North Coast officials respond to potential defunding of Planned Parenthood

Photo: Associated Press

EUREKA, Calif. - House speaker Paul Ryan released official word that health care repeal legislation includes Planned Parenthood services last week. His comments prompted an uproar from North Coast officials promising to fight the move.

"What we are doing right now is having many conversations with our state elected officials, because we really are counting on the state of California in standing with us and fighting back these efforts in Washington D.C.," said Gilda Gonzales, the interim CEO of Planned Parenthood, Northern California.

State Senator Mike McGuire represents the 2nd Senate District on the North Coast. He also responded.

"What we know is that Planned Parenthood serves the majority of poor women in rural California. In fact, 91 percent of Planned Parenthood's patient population in Humboldt County live below the poverty line. The impact on women all throughout the North Coast and Humboldt County would be devastating. Fourteen thousand women would be without a primary healthcare provider in Humboldt County."

But anti-abortion groups like Humboldt County Pro-Life are calling the defunding efforts a victory.

"If they were able to defund Planned Parenthood and that saves human lives; I think that's a good thing," said Humboldt Pro-Life's founder and attorney, Bill Bertain.

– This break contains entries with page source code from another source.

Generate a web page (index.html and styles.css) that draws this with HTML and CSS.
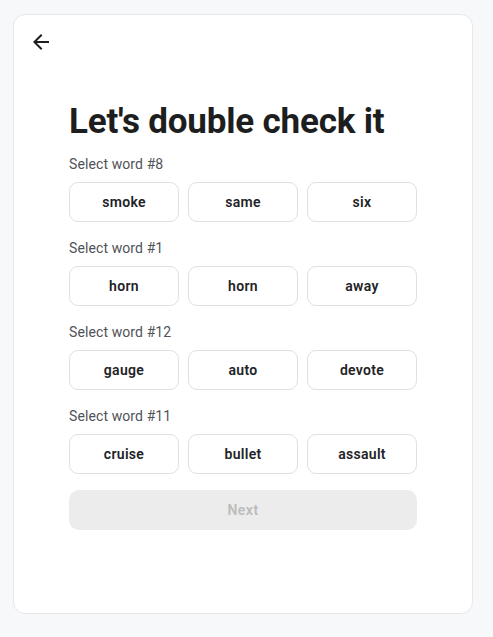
FILE: index.html
```html
<!DOCTYPE html>
<html>
<head>
<meta charset="utf-8">
<link rel="stylesheet" href="styles.css">
</head>
<body>
<div class="card">
  <button class="back" aria-label="Back">
    <svg width="24" height="24" viewBox="0 0 24 24"><path d="M20 11H7.83l5.59-5.59L12 4l-8 8 8 8 1.41-1.41L7.83 13H20v-2z" fill="#1d1e20"/></svg>
  </button>
  <div class="content">
    <h1 class="title">Let's double check it</h1>
    <div class="group">
      <div class="label">Select word #8</div>
      <div class="options"><button class="opt">smoke</button><button class="opt">same</button><button class="opt">six</button></div>
    </div>
    <div class="group">
      <div class="label">Select word #1</div>
      <div class="options"><button class="opt">horn</button><button class="opt">horn</button><button class="opt">away</button></div>
    </div>
    <div class="group">
      <div class="label">Select word #12</div>
      <div class="options"><button class="opt">gauge</button><button class="opt">auto</button><button class="opt">devote</button></div>
    </div>
    <div class="group">
      <div class="label">Select word #11</div>
      <div class="options"><button class="opt">cruise</button><button class="opt">bullet</button><button class="opt">assault</button></div>
    </div>
    <button class="next" disabled>Next</button>
  </div>
</div>
</body>
</html>
```
FILE: styles.css
```css
* { box-sizing: border-box; }
html, body { margin: 0; padding: 0; }
body {
  background: #f7f8fa;
  font-family: Roboto, "Liberation Sans", sans-serif;
  padding: 14px 20px 23px 13px;
}
.card {
  background: #fff;
  border: 1px solid #e6e7ea;
  border-radius: 12px;
  height: 600px;
  padding: 15px 0 0 15px;
}
.back {
  display: block;
  background: none;
  border: 0;
  padding: 0;
  width: 24px;
  height: 24px;
  cursor: pointer;
}
.content {
  width: 348px;
  margin: 0 0 0 40px;
  display: flex;
  flex-direction: column;
}
.title {
  margin: 48px 0 0 0;
  font-size: 35px;
  line-height: 40px;
  font-weight: 700;
  color: #1d1e20;
  letter-spacing: -0.2px;
}
.group { margin-top: 13px; }
.group + .group { margin-top: 17px; }
.label {
  font-size: 14px;
  line-height: 18px;
  color: #505257;
  letter-spacing: 0.1px;
}
.options {
  margin-top: 9px;
  display: grid;
  grid-template-columns: 1fr 1fr 1fr;
  gap: 9px;
}
.opt {
  height: 40px;
  background: #fff;
  border: 1px solid #dfe0e3;
  border-radius: 9px;
  font-family: inherit;
  font-size: 14px;
  font-weight: 600;
  letter-spacing: 0.3px;
  color: #222326;
  cursor: pointer;
}
.next {
  margin-top: 16px;
  height: 40px;
  border: 0;
  border-radius: 10px;
  background: #ececec;
  color: #bcbcbc;
  font-family: inherit;
  font-size: 14px;
  font-weight: 600;
  letter-spacing: 0.5px;
}
```
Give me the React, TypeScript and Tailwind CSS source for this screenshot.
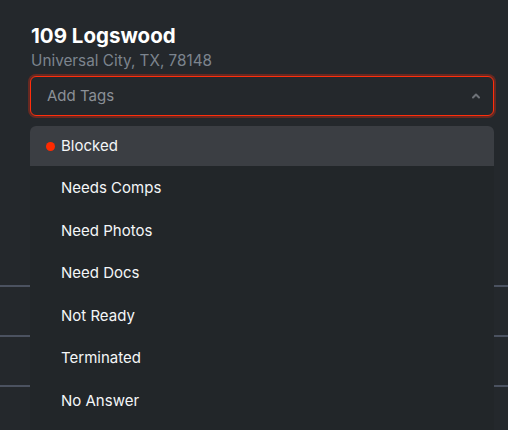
import React from 'react';

const tags = ['Blocked', 'Needs Comps', 'Need Photos', 'Need Docs', 'Not Ready', 'Terminated', 'No Answer'];

export default function App() {
  const [open] = React.useState(true);
  const active = 'Blocked';

  return (
    <div
      className="relative w-[508px] h-[430px] overflow-hidden bg-[#24282c] text-white"
      style={{ fontFamily: 'Inter, "Noto Sans", sans-serif' }}
    >
      {/* Header */}
      <div className="pl-[30px] pr-[14px] pt-[22px]">
        <h2 className="text-[20.5px] leading-7 font-bold text-white pl-px">109 Logswood</h2>
        <p className="text-[15.3px] leading-5 text-[#7c848e] pl-px mt-px">Universal City, TX, 78148</p>

        {/* Tag select */}
        <div className="mt-[5px] h-10 flex items-center justify-between pl-4 pr-3 rounded-md border border-[#ff2e0c] shadow-[0_0_0_2px_rgba(255,46,12,0.3)] bg-[#24282c]">
          <span className="text-[15px] text-[#8b9097]">Add Tags</span>
          <svg width="10" height="10" viewBox="0 0 10 10" fill="none" className="text-[#6e7278]">
            <path d="M2 6.5 L5 3.5 L8 6.5" stroke="currentColor" strokeWidth="2" strokeLinecap="round" strokeLinejoin="round" />
          </svg>
        </div>
      </div>

      {/* Rows behind the menu */}
      <div className="mt-[169px]">
        <div className="h-[50px] border-t-2 border-[#4b5260]" />
        <div className="h-[50px] border-t-2 border-[#4b5260]" />
        <div className="h-[50px] border-t-2 border-[#4b5260]" />
      </div>

      {/* Dropdown menu */}
      {open && (
        <div className="absolute left-[30px] top-[126px] w-[464px] h-[320px] bg-[#222629] rounded-t-md flex flex-col gap-[2.5px]">
          {tags.map((tag) => {
            const isActive = tag === active;
            return (
              <div
                key={tag}
                className={`h-10 shrink-0 flex items-center pl-[16px] text-[15px] text-[#f4f6f8] ${
                  isActive ? 'bg-[#3b3e43] rounded-t-md' : ''
                }`}
              >
                <span className={`w-[9px] h-[9px] rounded-full mr-[6px] ${isActive ? 'bg-[#ff2a00]' : ''}`} />
                <span>{tag}</span>
              </div>
            );
          })}
        </div>
      )}
    </div>
  );
}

His comments come as criticism that the organization provides abortion services.

Planned Parenthood said it not only provides sexual and reproductive services, but that it offers a litany of other services as well. Some health centers test for anemia, cholesterol, diabetes, breast exams, flu vaccines and thyroid screening. Backers of the organization say that defunding it would be a major threat to people's health.

The non-partisan congressional budget office says the defunding measure would take away roughly $400 million dollars in Medicaid money from the group in the year after it is enacted. That means roughly 400,000 could lose access to care: 155,000 in Northern California alone.